What distance could a ship circumnavigate, using theoretically proven technologies, by the end of the century, traveling as far into space as possible and still returning home in 900 years?

Ie., A craft propelled by (you specify) could travel X distance achieving Y velocity before needing to start on its return mission. Assume breakdown of components is not a problem, crew is irrelevant, just a radio-telescope trying to go on the best sight-seeing mission it can in that time. For kicks, let's assume a mass of 10,000 (just under the Hubble).
posted by marcuswebb to Technology (13 answers total) 3 users marked this as a favorite
 
I don't think a radio telescope would have a much better view 1 light year away then it would 1 AU away.

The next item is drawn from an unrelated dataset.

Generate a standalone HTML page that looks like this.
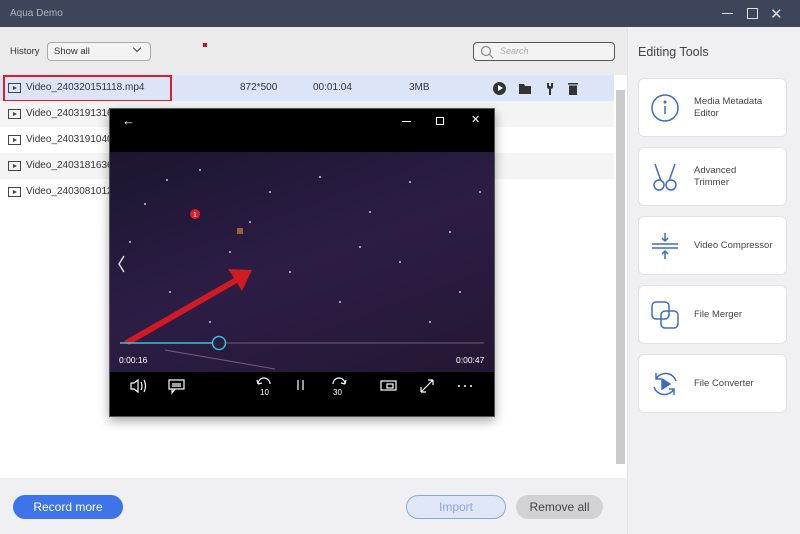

Anyway, I think it's just a mater of how much energy you have, you could theoretically speed up to near c for half the journey, then turn around and then stop at home, at which point you would have gone 450 light years.

I was going to check on the energy requirements, but interestingly Wolfram Alpha helpfully tells me that if a man weighing 180 pounds were to run at half the speed of light for 30 minutes, he would burn 2.203x1010 calories, losing 6.3 million pounds
posted by delmoi at 11:34 PM on October 3, 2009


Mass doesn't mean much, once you're already in space.

Returning, including slowing down after all that acceleration, is a huge bitch that won't be worth the effort.
posted by rokusan at 12:22 AM on October 4, 2009


delmoi's right that a radio telescope is going to perform about equally in Pluto-orbit as it would in the interstellar void. They actually perform quite nicely in Earth orbit. They'd work just perfectly in one of the Lagrange points.

I've written four other responses in this space, before starting on this one.

Basically, there are too many variables, and too few constraints, in your question. Using one set of assumptions, the answer is 0 meters. Using another set of assumptions, you've got something like .05 lightyears. Another, on the order of a thousand AU.

The 0 meter solution is based on the fact that we do not have any propulsion systems forecast that would operate continuously for 900 years. So the naive approach of accelerating to the halfway mark, then decelerating, then doing the same thing again to get home wouldn't work out at all. You could certainly choose not to accelerate the whole time, but that becomes another damn variable: do you stop accelerating at 12km/s or 12.1km/s? Of course, your 10,000kg mass limit leaves almost no space for fuel. Even if you devoted it entirely to chemical rocket fuel (our highest thrust technique), I don't think you would even achieve solar escape velocity.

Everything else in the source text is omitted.